CHALLENGE: Copy only what lies from the line containing "Output the web" through the line containing "0a6.2 6.2 0" in the entries below, keeping both end lines exact and dropping every picture.

* Begin *

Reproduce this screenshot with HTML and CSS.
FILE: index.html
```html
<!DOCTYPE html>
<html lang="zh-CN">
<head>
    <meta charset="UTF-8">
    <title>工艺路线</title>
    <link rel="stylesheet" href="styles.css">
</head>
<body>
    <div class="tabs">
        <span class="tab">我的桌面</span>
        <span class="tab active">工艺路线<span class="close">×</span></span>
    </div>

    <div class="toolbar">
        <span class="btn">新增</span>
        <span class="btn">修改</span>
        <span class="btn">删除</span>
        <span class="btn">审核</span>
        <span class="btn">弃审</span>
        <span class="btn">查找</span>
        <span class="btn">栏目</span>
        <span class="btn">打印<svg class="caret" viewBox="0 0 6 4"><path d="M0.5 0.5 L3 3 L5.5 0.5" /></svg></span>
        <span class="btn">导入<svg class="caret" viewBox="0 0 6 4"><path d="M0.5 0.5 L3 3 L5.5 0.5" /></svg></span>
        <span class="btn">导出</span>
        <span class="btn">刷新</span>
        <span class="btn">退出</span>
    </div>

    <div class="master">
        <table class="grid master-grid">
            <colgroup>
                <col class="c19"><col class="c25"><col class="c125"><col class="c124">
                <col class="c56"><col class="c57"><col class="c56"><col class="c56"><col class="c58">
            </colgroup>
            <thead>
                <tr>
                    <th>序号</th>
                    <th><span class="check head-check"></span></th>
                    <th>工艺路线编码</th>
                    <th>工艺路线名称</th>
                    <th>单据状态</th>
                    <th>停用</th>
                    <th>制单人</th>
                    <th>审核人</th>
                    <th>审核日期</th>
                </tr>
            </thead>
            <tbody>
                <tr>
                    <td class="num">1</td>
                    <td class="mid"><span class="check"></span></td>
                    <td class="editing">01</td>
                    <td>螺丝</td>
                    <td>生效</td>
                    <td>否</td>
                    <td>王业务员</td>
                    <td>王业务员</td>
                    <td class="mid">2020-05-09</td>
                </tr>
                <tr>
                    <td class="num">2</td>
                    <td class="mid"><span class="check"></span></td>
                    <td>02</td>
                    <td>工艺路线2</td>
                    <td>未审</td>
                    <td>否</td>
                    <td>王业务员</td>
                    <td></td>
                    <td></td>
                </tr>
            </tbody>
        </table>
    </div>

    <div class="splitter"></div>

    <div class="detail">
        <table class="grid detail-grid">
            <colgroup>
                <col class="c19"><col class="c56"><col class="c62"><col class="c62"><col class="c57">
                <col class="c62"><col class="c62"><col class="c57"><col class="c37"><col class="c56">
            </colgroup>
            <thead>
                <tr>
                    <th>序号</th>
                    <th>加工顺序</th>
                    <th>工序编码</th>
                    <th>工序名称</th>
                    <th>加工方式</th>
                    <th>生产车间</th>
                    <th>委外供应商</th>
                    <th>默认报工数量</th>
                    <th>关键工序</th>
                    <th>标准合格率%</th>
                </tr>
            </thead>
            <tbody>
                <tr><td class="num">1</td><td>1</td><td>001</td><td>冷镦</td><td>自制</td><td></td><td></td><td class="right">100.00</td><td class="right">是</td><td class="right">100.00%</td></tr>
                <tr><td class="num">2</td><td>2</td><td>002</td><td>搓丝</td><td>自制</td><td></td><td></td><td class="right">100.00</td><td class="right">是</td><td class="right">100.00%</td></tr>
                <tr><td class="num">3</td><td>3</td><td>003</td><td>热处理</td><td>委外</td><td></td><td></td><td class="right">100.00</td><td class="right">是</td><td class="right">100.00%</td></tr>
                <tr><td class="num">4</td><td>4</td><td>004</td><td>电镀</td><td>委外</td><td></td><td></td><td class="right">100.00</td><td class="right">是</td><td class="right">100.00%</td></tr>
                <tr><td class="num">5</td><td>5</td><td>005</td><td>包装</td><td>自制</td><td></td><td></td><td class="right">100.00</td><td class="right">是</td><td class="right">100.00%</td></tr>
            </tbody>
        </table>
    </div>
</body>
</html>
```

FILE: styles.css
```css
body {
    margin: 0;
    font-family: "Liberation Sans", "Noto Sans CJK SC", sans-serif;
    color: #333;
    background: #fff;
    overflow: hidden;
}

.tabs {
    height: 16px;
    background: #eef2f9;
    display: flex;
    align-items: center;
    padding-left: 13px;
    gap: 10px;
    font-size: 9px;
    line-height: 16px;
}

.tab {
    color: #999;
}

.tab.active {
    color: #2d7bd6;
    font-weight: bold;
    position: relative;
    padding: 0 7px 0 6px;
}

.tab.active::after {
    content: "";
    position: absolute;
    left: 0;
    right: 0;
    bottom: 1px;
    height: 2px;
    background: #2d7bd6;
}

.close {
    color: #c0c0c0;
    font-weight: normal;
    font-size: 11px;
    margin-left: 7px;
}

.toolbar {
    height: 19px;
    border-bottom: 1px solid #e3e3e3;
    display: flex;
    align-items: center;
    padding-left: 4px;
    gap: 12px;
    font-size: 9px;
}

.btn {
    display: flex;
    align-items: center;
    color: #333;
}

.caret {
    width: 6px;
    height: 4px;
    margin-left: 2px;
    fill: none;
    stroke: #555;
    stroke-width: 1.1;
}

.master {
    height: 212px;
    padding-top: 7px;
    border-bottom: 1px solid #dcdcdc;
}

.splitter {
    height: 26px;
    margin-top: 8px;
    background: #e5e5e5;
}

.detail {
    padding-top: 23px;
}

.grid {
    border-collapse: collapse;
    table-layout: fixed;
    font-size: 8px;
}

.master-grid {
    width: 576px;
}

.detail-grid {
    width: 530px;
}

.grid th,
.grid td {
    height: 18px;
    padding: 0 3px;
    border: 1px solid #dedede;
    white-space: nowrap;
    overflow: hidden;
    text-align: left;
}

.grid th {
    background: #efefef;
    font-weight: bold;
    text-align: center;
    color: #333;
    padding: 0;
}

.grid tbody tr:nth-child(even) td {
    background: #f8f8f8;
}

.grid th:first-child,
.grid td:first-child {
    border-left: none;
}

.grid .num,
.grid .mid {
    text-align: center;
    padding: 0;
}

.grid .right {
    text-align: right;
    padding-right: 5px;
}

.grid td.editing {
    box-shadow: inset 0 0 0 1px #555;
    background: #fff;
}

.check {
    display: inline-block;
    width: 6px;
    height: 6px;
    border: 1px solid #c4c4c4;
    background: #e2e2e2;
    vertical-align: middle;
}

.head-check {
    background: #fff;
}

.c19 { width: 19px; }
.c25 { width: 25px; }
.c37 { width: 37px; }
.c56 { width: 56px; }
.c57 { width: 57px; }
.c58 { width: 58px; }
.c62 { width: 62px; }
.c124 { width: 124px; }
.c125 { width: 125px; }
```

* End *
* Begin *

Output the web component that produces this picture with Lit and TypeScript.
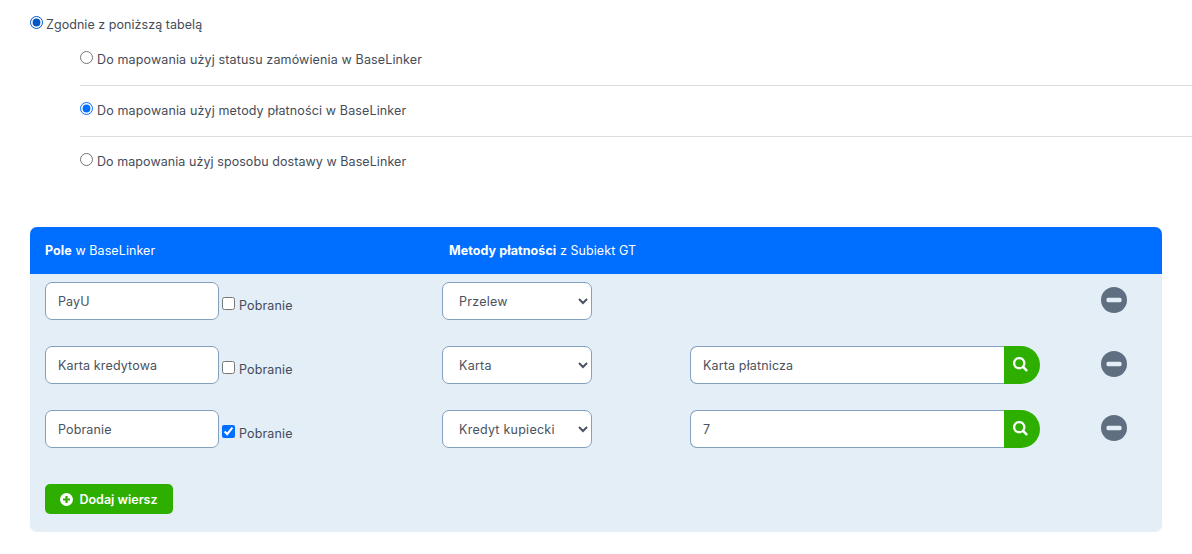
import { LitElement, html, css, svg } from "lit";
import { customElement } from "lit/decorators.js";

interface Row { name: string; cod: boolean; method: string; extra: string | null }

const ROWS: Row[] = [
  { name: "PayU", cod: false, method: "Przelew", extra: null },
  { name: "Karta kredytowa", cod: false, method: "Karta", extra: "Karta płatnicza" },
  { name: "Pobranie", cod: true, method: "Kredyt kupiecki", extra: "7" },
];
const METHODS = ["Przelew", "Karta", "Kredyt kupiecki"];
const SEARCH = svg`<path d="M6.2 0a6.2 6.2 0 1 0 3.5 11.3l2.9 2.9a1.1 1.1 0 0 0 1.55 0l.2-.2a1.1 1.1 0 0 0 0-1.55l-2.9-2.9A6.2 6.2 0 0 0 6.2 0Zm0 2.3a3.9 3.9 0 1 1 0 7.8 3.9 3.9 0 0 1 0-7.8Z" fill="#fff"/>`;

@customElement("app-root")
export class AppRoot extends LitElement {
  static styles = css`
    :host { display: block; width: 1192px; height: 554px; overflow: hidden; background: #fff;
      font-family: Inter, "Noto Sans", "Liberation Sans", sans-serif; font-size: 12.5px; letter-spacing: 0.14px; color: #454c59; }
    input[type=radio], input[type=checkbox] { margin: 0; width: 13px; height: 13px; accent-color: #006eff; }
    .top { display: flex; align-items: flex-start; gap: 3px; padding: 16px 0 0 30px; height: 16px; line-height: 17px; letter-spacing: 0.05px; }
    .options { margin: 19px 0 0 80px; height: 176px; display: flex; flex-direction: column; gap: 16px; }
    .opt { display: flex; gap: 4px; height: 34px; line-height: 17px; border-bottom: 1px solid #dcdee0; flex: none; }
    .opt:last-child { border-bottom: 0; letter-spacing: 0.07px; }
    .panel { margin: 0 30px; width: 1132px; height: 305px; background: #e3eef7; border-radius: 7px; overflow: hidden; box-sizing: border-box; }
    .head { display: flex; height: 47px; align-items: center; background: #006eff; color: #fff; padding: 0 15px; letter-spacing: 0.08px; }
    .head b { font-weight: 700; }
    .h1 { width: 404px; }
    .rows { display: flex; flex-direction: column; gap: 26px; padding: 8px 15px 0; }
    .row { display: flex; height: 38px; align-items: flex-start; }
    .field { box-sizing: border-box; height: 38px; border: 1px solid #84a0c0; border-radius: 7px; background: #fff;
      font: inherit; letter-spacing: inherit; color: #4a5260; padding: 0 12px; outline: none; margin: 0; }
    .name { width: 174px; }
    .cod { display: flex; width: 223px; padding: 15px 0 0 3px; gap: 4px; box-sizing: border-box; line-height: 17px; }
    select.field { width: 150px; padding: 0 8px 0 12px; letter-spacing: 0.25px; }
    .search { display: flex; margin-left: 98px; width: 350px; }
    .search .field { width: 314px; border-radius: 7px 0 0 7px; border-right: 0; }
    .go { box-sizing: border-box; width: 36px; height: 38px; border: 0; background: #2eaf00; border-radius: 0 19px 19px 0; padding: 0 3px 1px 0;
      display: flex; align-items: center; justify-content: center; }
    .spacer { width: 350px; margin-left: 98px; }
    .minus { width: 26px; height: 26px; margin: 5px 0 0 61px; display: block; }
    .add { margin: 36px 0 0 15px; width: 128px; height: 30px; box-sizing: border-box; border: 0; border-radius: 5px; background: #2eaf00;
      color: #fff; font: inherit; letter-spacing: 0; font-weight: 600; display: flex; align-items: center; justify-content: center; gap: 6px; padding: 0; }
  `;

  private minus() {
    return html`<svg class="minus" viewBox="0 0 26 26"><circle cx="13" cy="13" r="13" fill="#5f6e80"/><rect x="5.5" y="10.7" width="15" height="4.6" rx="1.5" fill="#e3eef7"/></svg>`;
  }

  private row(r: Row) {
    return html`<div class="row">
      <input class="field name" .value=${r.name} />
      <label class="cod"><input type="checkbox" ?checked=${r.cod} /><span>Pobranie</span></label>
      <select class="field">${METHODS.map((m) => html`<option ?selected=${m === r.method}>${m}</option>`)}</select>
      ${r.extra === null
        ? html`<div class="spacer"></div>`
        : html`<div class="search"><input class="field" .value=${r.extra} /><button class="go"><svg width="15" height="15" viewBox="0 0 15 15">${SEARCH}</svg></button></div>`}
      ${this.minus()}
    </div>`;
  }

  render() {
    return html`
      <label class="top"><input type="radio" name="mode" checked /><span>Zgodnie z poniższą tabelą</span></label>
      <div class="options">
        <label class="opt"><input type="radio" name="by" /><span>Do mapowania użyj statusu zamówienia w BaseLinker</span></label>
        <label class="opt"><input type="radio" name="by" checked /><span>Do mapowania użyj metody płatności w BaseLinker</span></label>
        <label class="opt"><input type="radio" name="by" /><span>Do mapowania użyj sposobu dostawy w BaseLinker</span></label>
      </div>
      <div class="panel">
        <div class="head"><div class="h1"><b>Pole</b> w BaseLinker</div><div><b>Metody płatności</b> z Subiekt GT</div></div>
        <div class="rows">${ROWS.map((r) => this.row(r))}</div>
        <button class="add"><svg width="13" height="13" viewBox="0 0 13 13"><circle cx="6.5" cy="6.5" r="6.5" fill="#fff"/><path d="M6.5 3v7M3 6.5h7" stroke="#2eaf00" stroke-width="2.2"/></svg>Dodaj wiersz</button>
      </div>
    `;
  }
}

* End *

EXERCISE RESULT:
Output the web component that produces this picture with Lit and TypeScript.
import { LitElement, html, css, svg } from "lit";
import { customElement } from "lit/decorators.js";

interface Row { name: string; cod: boolean; method: string; extra: string | null }

const ROWS: Row[] = [
  { name: "PayU", cod: false, method: "Przelew", extra: null },
  { name: "Karta kredytowa", cod: false, method: "Karta", extra: "Karta płatnicza" },
  { name: "Pobranie", cod: true, method: "Kredyt kupiecki", extra: "7" },
];
const METHODS = ["Przelew", "Karta", "Kredyt kupiecki"];
const SEARCH = svg`<path d="M6.2 0a6.2 6.2 0 1 0 3.5 11.3l2.9 2.9a1.1 1.1 0 0 0 1.55 0l.2-.2a1.1 1.1 0 0 0 0-1.55l-2.9-2.9A6.2 6.2 0 0 0 6.2 0Zm0 2.3a3.9 3.9 0 1 1 0 7.8 3.9 3.9 0 0 1 0-7.8Z" fill="#fff"/>`;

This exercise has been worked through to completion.